Zeg Bach en velen denken dan aan de Matthäus Passion en zijn vele cantates. Werken die hij als cantor en als organist schreef, maar er is ook een periode waarin hij kamermuziekdirecteur was (vanaf 1717). Bach bespeelde zelf verschillende instrumenten waaronder viool en in de jaren aan het hof bij graaf von Anhalt-Cöthen hield Bach zich bezig met profane muziek. Hij schreef o.a. zijn vier Ouvertures, de zes Brandenburgse concerten, concerti voor klavecimbel, de zes vioolsuites en de zes cellosuites. Als violist kende hij alle kneepjes, maar hij was minder op de hoogte van de (on)mogelijkheden van de cello en daarom eisen deze cellosuites het uiterste van de interpreten. De razend moeilijke suites vergen virtuositeit en een strikte vertolking van de polyfonie.

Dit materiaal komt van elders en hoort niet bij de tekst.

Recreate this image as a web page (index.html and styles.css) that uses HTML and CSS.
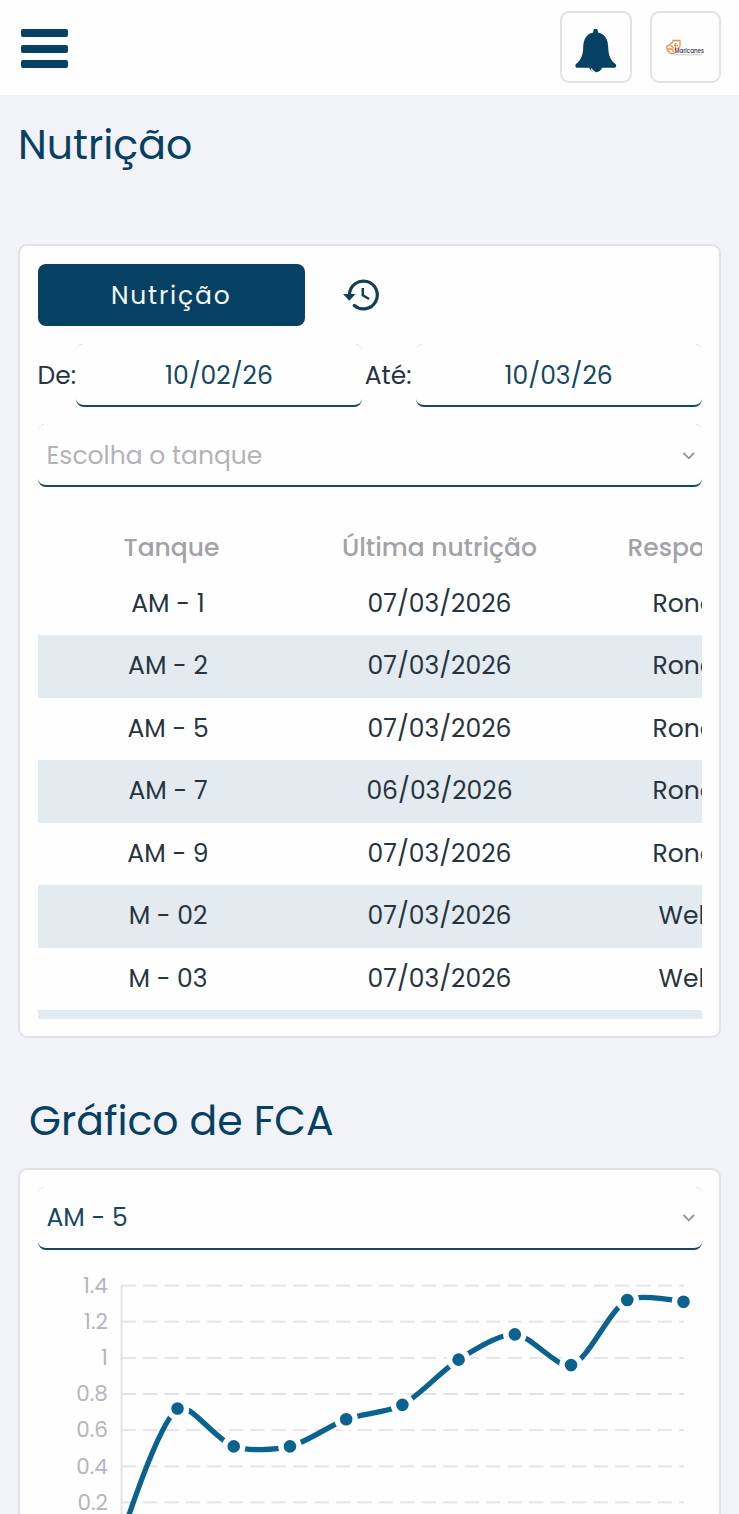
FILE: index.html
```html
<!DOCTYPE html>
<html lang="pt-BR">
<head>
<meta charset="utf-8">
<title>Nutrição</title>
<link rel="stylesheet" href="styles.css">
</head>
<body>
<header class="topbar">
  <button class="menu" aria-label="Menu"><span></span><span></span><span></span></button>
  <div class="actions">
    <button class="tile" aria-label="Notificações">
      <svg width="42" height="46" viewBox="0 0 42 46">
        <path d="M14 39a6.700 6.200 0 0 0 13.200 0z" fill="#064163"/>
        <path d="M18.200 3.200a2.300 2.300 0 0 1 4.700 0v1.200C30 5.800 33 11.500 33.200 19c.2 9 2.800 13.500 7.300 17 1.500 1.600.5 3.800-1.500 3.800H2.500C.5 39.800-.3 37.600 1 36 5.500 32.500 8 28 8.200 19 8.400 11.500 11.300 5.800 18.200 4.400z" fill="#064163"/>
        <path d="M16.300 40.500q.9 3 3.800 3.600" fill="none" stroke="#fff" stroke-width="1.100"/>
      </svg>
    </button>
    <button class="tile" aria-label="Maricanes">
      <svg width="42" height="24" viewBox="0 0 42 24">
        <g fill="none" stroke="#ee9150" stroke-width="1.300">
          <path d="M9 5V3.500h7v5c0 2-2 3-3.500 3"/>
          <path d="M10 8.500h4M11.500 6v6"/>
          <path d="M9 5.500c-3 0-2.500 3-4.500 3S2 11 3.500 12c-1 2 1.500 2.500 2 3.500s4 2 5.500 0"/>
          <path d="M6.500 8.500c2 0 1.500 2.500 3.500 2.500M3.500 12h4c1 0 1.500 1 1.500 3"/>
        </g>
        <text class="logo-name" x="10.500" y="16" textLength="29.500" lengthAdjust="spacingAndGlyphs">Maricanes</text>
        <path d="M10 17.800h28" stroke="#b5b3bd" stroke-width=".7"/>
      </svg>
    </button>
  </div>
</header>

<main class="page">
  <h1 class="title">Nutrição</h1>

  <section class="card nutrition">
    <div class="tabs">
      <button class="tab-active">Nutrição</button>
      <svg class="history" width="38" height="34" viewBox="0 0 38 34">
        <path d="M7.500 16.500a13.900 13.900 0 1 1 4.800 11" fill="none" stroke="#123f55" stroke-width="3.200" stroke-linecap="round"/>
        <path d="M1 16h12.500l-6.200 6.800z" fill="#123f55"/>
        <path d="M20.800 10v7.300l6.300 3.700" fill="none" stroke="#123f55" stroke-width="2.500"/>
      </svg>
    </div>
    <div class="period">
      <span class="period-label from">De:</span>
      <div class="field date">10/02/26</div>
      <span class="period-label until">Até:</span>
      <div class="field date">10/03/26</div>
    </div>
    <div class="field select placeholder">
      <span class="placeholder-text">Escolha o tanque</span>
      <svg width="14" height="10" viewBox="0 0 14 10"><path d="M1.500 2l5.300 5.300L12 2" fill="none" stroke="#929196" stroke-width="1.800"/></svg>
    </div>
    <div class="table">
      <div class="row head"><span class="h-tank">Tanque</span><span class="h-last">Última nutrição</span><span class="resp h-resp">Responsável</span></div>
      <div class="row"><span>AM - 1</span><span>07/03/2026</span><span class="resp ron">Ronaldo</span></div>
      <div class="row"><span>AM - 2</span><span>07/03/2026</span><span class="resp ron">Ronaldo</span></div>
      <div class="row"><span>AM - 5</span><span>07/03/2026</span><span class="resp ron">Ronaldo</span></div>
      <div class="row"><span>AM - 7</span><span>06/03/2026</span><span class="resp ron">Ronaldo</span></div>
      <div class="row"><span>AM - 9</span><span>07/03/2026</span><span class="resp ron">Ronaldo</span></div>
      <div class="row"><span>M - 02</span><span>07/03/2026</span><span class="resp wel">Welton</span></div>
      <div class="row"><span>M - 03</span><span>07/03/2026</span><span class="resp wel">Welton</span></div>
      <div class="row"></div>
    </div>
  </section>

  <h2 class="title chart-title">Gráfico de FCA</h2>

  <section class="card chart-card">
    <div class="field select">
      <span class="tank-value">AM - 5</span>
      <svg width="14" height="10" viewBox="0 0 14 10"><path d="M1.500 2l5.300 5.300L12 2" fill="none" stroke="#929196" stroke-width="1.800"/></svg>
    </div>
    <svg class="chart" id="chart" width="664" height="265" viewBox="38 1249 664 265"></svg>
  </section>
</main>
<script src="chart.js"></script>
</body>
</html>
```

FILE: styles.css
```css
* { box-sizing: border-box; }

body {
  margin: 0;
  height: 1514px;
  overflow: hidden;
  background: #f2f3f9;
  color: #26343f;
  font-family: Poppins, Inter, "Open Sans", sans-serif;
  font-size: 25px;
}

button {
  padding: 0;
  border: 0;
  background: none;
  font: inherit;
}

.topbar {
  display: flex;
  justify-content: space-between;
  align-items: flex-start;
  height: 95px;
  padding: 11.400px 18px 0 21px;
  background: #fefefe;
}

.menu {
  display: flex;
  flex-direction: column;
  gap: 7.5px;
  margin-top: 17.500px;
}

.menu span {
  width: 47px;
  height: 8.200px;
  border-radius: 2px;
  background: #064163;
}

.actions {
  display: flex;
  gap: 18px;
}

.tile {
  display: flex;
  align-items: center;
  justify-content: center;
  width: 71.500px;
  height: 71.500px;
  border: 2px solid #e2e1e7;
  border-radius: 9px;
  background: #fefefe;
}

.tile svg { margin: 7px 0 0; }
.tile + .tile svg { margin: 4px 0 0; }

.logo-name {
  fill: #38374a;
  font-size: 6.500px;
  font-weight: 500;
}

.page { padding: 0 18px; }

.title {
  margin: 0;
  color: #064163;
  font-size: 41px;
  font-weight: 400;
  line-height: 60px;
  white-space: nowrap;
}

h1.title {
  padding-top: 20px;
  height: 149.400px;
}

.card {
  border: 2px solid #e2e1e6;
  border-radius: 9px;
  background: #fefefe;
  padding: 17.500px 17.500px;
}

.nutrition {
  height: 794px;
}

.tabs {
  display: flex;
  align-items: center;
  gap: 37px;
  height: 62.500px;
}

.tab-active {
  width: 267.500px;
  height: 62.500px;
  padding-top: 2px;
  border-radius: 8px;
  background: #064163;
  color: #f4f8fb;
  letter-spacing: 1.800px;
}

.period {
  display: flex;
  align-items: center;
  height: 63px;
  margin-top: 17.500px;
}

.period-label {
  flex: none;
  padding-top: 1px;
  white-space: nowrap;
}

.from { width: 38.500px; }
.until { width: 54px; padding-left: 3px; }

.field {
  position: relative;
  height: 63px;
  border-bottom: 2px solid #164662;
  border-radius: 8px;
  color: #164662;
}

/* Faint rounded top corners of each field */
.field::before,
.field::after {
  content: "";
  position: absolute;
  top: 0;
  width: 6px;
  height: 5px;
  border-top: 1px solid #dddce2;
}

.field::before { left: 0; border-top-left-radius: 6px; }
.field::after { right: 0; border-top-right-radius: 6px; }

.date {
  flex: 1;
  text-align: center;
  line-height: 63px;
}

.select {
  display: flex;
  align-items: center;
  justify-content: space-between;
  padding: 1px 6px 0 9px;
}

.placeholder {
  margin-top: 17px;
  padding-top: 3px;
  color: #b4b3b8;
}

.table {
  height: 532px;
  overflow: hidden;
}

.row {
  display: grid;
  grid-template-columns: 261px 282px 200px;
  height: 62.500px;
  line-height: 62px;
  text-align: center;
  white-space: nowrap;
}

.row.head {
  height: 86.100px;
  padding-top: 30px;
  color: #a3a2a7;
  font-weight: 500;
}

.row:nth-child(odd):not(.head) { background: #e3eaf0; }

.resp { text-align: left; }
.h-tank { padding-left: 7px; }
.h-resp { padding-left: 47px; }
.ron { padding-left: 72px; }
.wel { padding-left: 78px; }

.chart-title {
  margin: 53px 0 16.700px 11px;
}

.chart-card {
  height: 348px;
  padding-top: 17px;
  padding-bottom: 0;
  border-bottom: 0;
  border-radius: 9px 9px 0 0;
  overflow: hidden;
}

.chart {
  display: block;
}

.tick {
  fill: #b5b5c0;
  font-size: 21.500px;
  text-anchor: end;
}
```

FILE: chart.js
```js
const chart = document.getElementById('chart');
const fca = [0, 0.72, 0.51, 0.51, 0.66, 0.74, 0.99, 1.13, 0.96, 1.32, 1.31];
const ticks = [1.4, 1.2, 1, 0.8, 0.6, 0.4, 0.2];
const y = v => 1537.6 - v * 180.75;
const x = i => 121.3 + i * 56.22;
const pts = fca.map((v, i) => [x(i), y(v)]);

let out = '';
for (const t of ticks) {
  out += `<path d="M121.500 ${y(t)}H684" stroke="#e2e1e6" stroke-width="1.800" stroke-dasharray="14.300 7.150"/>`;
  out += `<text class="tick" x="107.800" y="${y(t) + 7.2}">${t}</text>`;
}
out += '<path d="M121.500 1284V1540" stroke="#e2e1e6" stroke-width="1.800"/>';

// Smooth curve, tangents weighted by neighbour distance
const tension = 0.28;
const handles = pts.map((p, i) => {
  const a = pts[i - 1] || p, b = pts[i + 1] || p;
  const d1 = Math.hypot(p[0] - a[0], p[1] - a[1]);
  const d2 = Math.hypot(b[0] - p[0], b[1] - p[1]);
  const f1 = tension * d1 / (d1 + d2), f2 = tension * d2 / (d1 + d2);
  const end = i === 0 || i === pts.length - 1;
  const dx = end ? 0 : b[0] - a[0], dy = end ? 0 : b[1] - a[1];
  return [[p[0] - f1 * dx, p[1] - f1 * dy], [p[0] + f2 * dx, p[1] + f2 * dy]];
});
let d = `M${pts[0]}`;
for (let i = 1; i < pts.length; i++) d += `C${handles[i - 1][1]} ${handles[i][0]} ${pts[i]}`;
out += `<path d="${d}" fill="none" stroke="#0a638f" stroke-width="5.300"/>`;
for (const [px, py] of pts) {
  out += `<circle cx="${px}" cy="${py}" r="9" fill="#0a638f" stroke="#fefefe" stroke-width="5.400"/>`;
}
chart.innerHTML = out;
```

Vrijdag 22 november speelde celliste Ella van Poucke de suites 2, 4 en 6 in de Oostkerk in Middelburg. Haar optreden was fenomenaal, de sfeer in de kerk was apart. Er werd ademloos geluisterd. Het publiek zat rond het podium dat centraal onder de grote koepel was geplaatst.
Precies een jaar geleden had Ella de suites 1, 3 en 5 gespeeld. De verwachtingen waren dus hoog gespannen en zij stelde niet teleur, in tegendeel, het werd een topavond die lang in veler gedachten zal nazinderen.
Wat maakte dit recital dan zo bijzonder?
De moeilijkheidsgraad van deze werken is erg hoog en het leek of Ella van Poucke alles moeiteloos speelde. Verbazingwekkend, want de dubbele stoptechnieken, de bonte mengeling van effecten, de rijkdom aan kleuren en de technische moeilijke momenten kwamen feilloos over, de muziek schitterde van de eerste tot de laatste minuut.
Dat op zich is al een prestatie. Want de suites gecomponeerd in de Duitse tradities (tegenover de Franse traditie) zijn meesterwerken. Bach begon steeds met een Prelude en daarna vier dansen: Allemande, Courante, Sarabande en Gigue. Maar Bach laste ook af en toe een andere dans in (Gavotte, Menuet of Bourree). Elke dans heeft een eigen karakter. En ook de Preludes zijn steeds verschillend. In 2 valt de rijke harmonie en de mooie climax op, in 4 de vele arpeggio’s en loopjes en in 6 de razend moeilijke toccatastijl. In suite 2 voegt Bach twee Menuetten toe in 4 twee Bourrées en in 6 twee Gavottes.
Ella van Poucke dwong respect af en wist door haar intense vertolking het publiek te boeien. De muziek van Bach drong door tot op het bot. Op tijd sierlijk in ritme en streken en virtuoos in de snelle delen. Zo kan ik doorgaan, maar ik wil me beperken tot de zesde suite. De suite die Bach schreef voor een instrument à cinq cordes (zo staat het op de partituur). Voor de cellisten van nu (cello met vier snaren) levert dit vele moeilijkheden op. Eigenlijk bijna niet te doen om te spelen. Hoe interessant was het om de hoge duimposities te zien en het virtuoze spel te horen. De mooie gestreken volle akkoorden, de expressieve en accuraat gebrachte snelle passages. Met als hoogtepunt de Sarabande. Wonderbaarlijk intens en mooi gebracht. Hemelse muziek die subliem werd gespeeld.
Ella van Poucke heeft het hart van Bach geraakt. Zij bewees dat Bach gespeeld moet worden zoals Bach het zou hebben gewild en toch legde zij ook haar eigen emotie en hart vast in haar vertolking. Voor mij werden de cellosuites in Middelburg gespeeld door Ella Bach. Een gouden combinatie.